Boreal Mountain Resort and other ski areas in California opened in November 2015. Storms in January 2016 increased Sierra Nevada snowpack water content to above normal. But a dry, warm February has diminished those gains and it is now below normal.

Andrew Nixon / Capital Public Radio

The water content in the statewide Sierra Nevada snowpack has decreased significantly due to dry conditions and record warm temperatures across California in February. 
Precipitation in January increased the statewide Sierra snow water content to 115 percent of normal.

But to date, the snow water content is 92 percent of normal.

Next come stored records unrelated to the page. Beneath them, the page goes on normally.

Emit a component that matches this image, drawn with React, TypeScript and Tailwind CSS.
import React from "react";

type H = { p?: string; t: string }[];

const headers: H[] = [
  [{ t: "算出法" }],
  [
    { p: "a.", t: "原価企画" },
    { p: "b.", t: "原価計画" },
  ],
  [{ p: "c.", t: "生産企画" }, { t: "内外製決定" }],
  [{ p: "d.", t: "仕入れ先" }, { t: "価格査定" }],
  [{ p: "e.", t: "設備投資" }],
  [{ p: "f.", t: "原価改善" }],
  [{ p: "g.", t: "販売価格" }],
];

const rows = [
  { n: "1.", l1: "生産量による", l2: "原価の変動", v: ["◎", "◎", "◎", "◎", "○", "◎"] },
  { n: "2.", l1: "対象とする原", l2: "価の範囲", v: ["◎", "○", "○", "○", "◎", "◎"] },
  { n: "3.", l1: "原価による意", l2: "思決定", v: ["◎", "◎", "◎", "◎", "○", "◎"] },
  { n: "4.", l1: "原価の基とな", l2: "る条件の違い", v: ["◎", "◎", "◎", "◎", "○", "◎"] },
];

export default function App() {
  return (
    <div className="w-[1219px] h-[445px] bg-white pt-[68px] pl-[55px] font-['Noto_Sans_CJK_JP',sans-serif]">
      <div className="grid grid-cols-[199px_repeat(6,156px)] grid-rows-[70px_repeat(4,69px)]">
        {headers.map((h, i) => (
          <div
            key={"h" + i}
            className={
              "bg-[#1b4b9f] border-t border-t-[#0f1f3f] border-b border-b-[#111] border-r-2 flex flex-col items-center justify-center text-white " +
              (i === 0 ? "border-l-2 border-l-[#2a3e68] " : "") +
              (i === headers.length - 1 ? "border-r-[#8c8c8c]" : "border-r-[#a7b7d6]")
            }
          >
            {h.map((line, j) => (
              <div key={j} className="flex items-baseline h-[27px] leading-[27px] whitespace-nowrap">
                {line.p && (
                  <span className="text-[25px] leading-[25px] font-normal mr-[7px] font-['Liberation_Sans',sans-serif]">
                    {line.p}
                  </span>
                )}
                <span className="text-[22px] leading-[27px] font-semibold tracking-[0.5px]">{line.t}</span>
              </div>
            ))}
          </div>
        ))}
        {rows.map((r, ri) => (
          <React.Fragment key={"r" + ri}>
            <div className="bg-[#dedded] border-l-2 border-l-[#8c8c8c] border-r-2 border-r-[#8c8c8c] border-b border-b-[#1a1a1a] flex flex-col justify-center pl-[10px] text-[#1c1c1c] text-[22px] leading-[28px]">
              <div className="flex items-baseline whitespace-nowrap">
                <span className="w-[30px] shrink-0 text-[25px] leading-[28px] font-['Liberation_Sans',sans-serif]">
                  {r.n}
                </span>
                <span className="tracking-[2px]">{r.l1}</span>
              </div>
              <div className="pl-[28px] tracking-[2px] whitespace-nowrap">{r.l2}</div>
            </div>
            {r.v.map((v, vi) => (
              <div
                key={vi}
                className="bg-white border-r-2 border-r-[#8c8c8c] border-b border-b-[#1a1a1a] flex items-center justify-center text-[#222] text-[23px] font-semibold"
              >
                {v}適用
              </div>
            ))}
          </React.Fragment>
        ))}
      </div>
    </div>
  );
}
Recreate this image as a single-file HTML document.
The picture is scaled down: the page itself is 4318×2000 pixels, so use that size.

022416 SIERRSASNOW Capture.jpg

While the short-term month-over-month change in the snowpack isn't so positive, compared to a year ago, (and the past four years) the current snowpack is a big improvement.

"We're pretty much right at normal to start and end the month of February," says Warning Coordination Meteorologist Michelle Mead, with the National Weather Service in Sacramento. "Yes, we've definitely seen some above-average temperatures and obviously some dry weather. But, as far as the snowpack that feeds into the water supply for California, we couldn't be doing any better than we are right now." 

Mead says that's because the relative moisture in the snowpack is about normal (95 percent of normal for Feb. 24) in the northern Sierra, where snow melt feeds into California's three largest reservoirs: Lake Shasta, Lake Oroville and Trinity Lake.

She calls those reservoirs "the three workhorses" for supply.

"We still have a ways to go to fill those reservoirs," says Mead.

022416 Reservoirs SNOWMELT Capture.jpg


She says the snowpack "that counts" is at 6,000 feet and above.

"The key is keeping that snowpack at higher elevations in the 90 percent or greater snow water equivalent so we have what we need for spring and summer runoff," Mead says.  

But she adds that even a snowpack near normal will not be enough to overcome the past four years of drought.

Last year, below-normal precipitation and warm temperatures over the winter combined to create a historically-meager Sierra snowpack. 

California drought managers have said the snowpack’s water content will have to be much greater than normal to have a significant effect on the drought, now in its fifth consecutive year.